Creatively, my body is my canvas and yoga is one of my truest vehicles for artistic expression.
Posture by posture, it allows me to work through all my anxieties, attachments and emotions, finding the place where they’re held in my body and breathing, twisting and stretching through them one by one until I feel completely free. It allows me to be present, taking me out of my head and helping me to paint everything I can’t put into words, say or even understand through a physical language.
I guess to me, yoga and movement have become my first and preferred language.
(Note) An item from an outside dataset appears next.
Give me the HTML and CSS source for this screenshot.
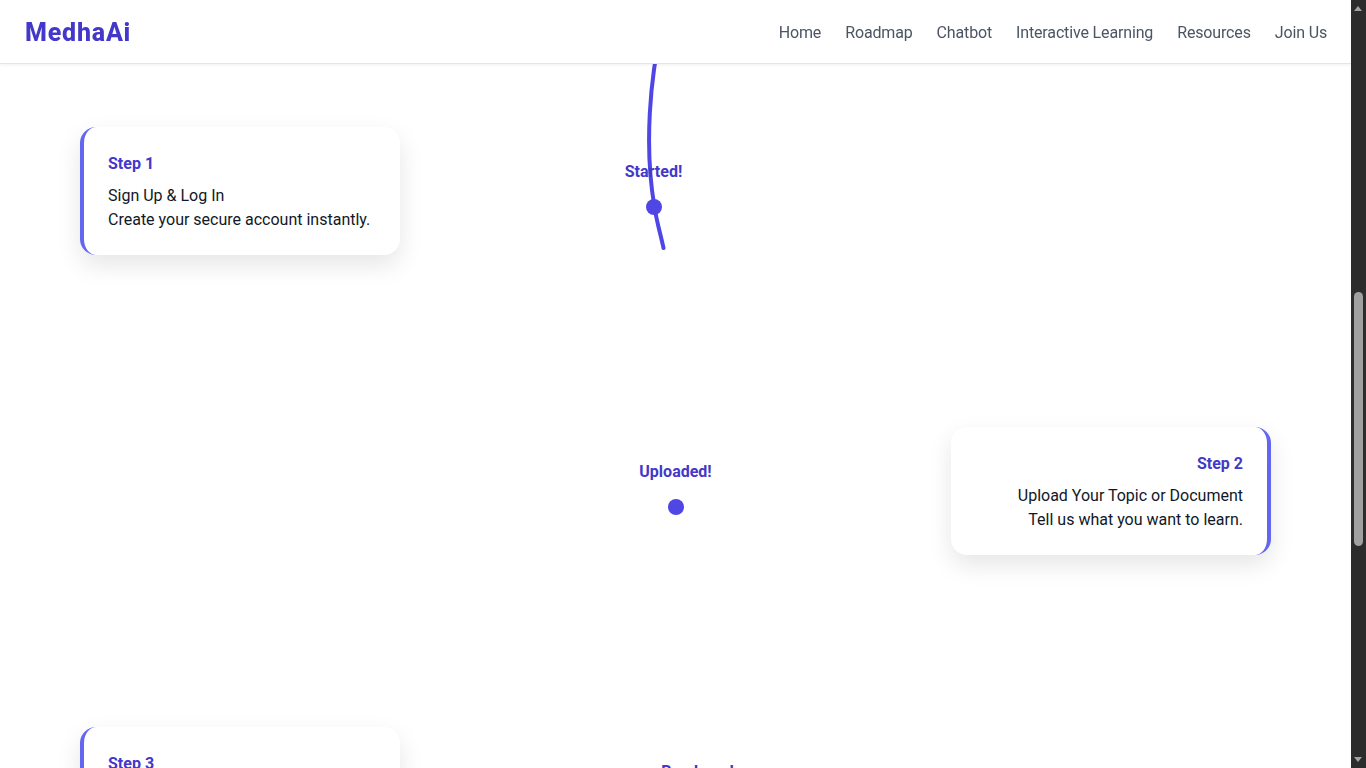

When I’m teaching—whether it’s in my homeland, Europe or Asia—it helps me to connect and build relationships with people through a medium where words no longer matter. When I’m teaching in countries where English isn’t the mother language, it’s taught me to connect with people on a physical level. To feel rather than speak. To sense rather than ask and to intuitively respond rather than waiting for a verbal answer.
As someone who can often be verbally awkward, who stutters and is emotionally shy, through my body and movement I’m able to feel the most alive, fluid, expressive and open. I love this silent language and the way it allows me to connect, understand and learn from others. Being a practical learner, I often find it very difficult to understand and follow verbal instructions. Movement is the way that I learn—doing rather than saying, feeling rather than thinking and trying rather than questioning how or why.
In this respect, the body is a vehicle which should be completely free and uninhibited.
Now I’m not suggesting for one moment that we all take our clothes off and start doing naked yoga, although that’s perfectly fine if that’s your choice of artistic expression. What I’m getting at though is that we should each have the freedom to present ourselves physically in a way that represents our truth, individuality and expression.
Each morning when we wake up, we make choices about how we want our physical appearance to communicate and interact with the world. From the clothes that we wear, the make-up we choose to avoid or put on, and whether or not we decide to wash, brush, straighten or leave wild our hair. These choices become our physical language: “I’m ready to make friends,” “Leave me alone,” “I feel good about myself,” “I feel insecure, happy, lost, shy, angry.” These choices help us communicate the words we’re sometimes to afraid to say and build our interactions, friendships and relationships with others.
In the same way, the choices we make when we pose for a yoga photo communicate how we feel that day with the rest of the world, whether it’s: “Look at me posing in my bikini, I want attention,” or “I’m in the most beautiful country, having the most amazing experience with the nicest people and I want to capture this moment and share it with the world.”
To me yoga isn’t about being naked or overly sexualised, or covering myself up. Nor is it about finding the most perfect alignment or being the most spiritual and perfect person. It’s about being authentic and having the freedom and self-expression to share my truth with the world.
Now, you’re never going to find me posting yoga pictures in dresses or heels because if I can’t move or walk in something, I want it completely away from my body. Neither am I going to post a thousand naked yoga pictures because some days I do feel insecure, shy and insular about my body. However, what I strive to be along with my flaws, insecurities and edges is myself and I aim to use my practice as way to help and guide me. When I feel insular and need connecting I meditate, when I feel expressive and energetic, I move and when I feel anxious I just sit and breathe.
In a world where we’re constantly judged and criticised, one of the most challenging things to be is yourself.
I’ve often been judged, dictated to or criticised—about the clothes I wear, the words I write, the choices I make, and even the styles and vehicles I choose to express my yoga practice. And yes, some of these criticisms can often make me feel lost, angry, sad and unsure of myself. Regardless of what people say though, the only person who can truly define me is myself. We can’t choose other people’s thoughts and the words that they say, but we always have a choice as to how we respond and what we do with it.
To me, integrity is about getting naked with yourself and having the courage to mentally and emotionally explore who you are. It’s about having the patience to feel rather than think, the confidence to try rather than ask and the self-acceptance to just be rather than waiting to be granted with approval, acceptance or a permission slip from someone who may not understand.
The biggest gift we can give both to ourselves and others is to just be us through creativity, freedom and our own self-expression.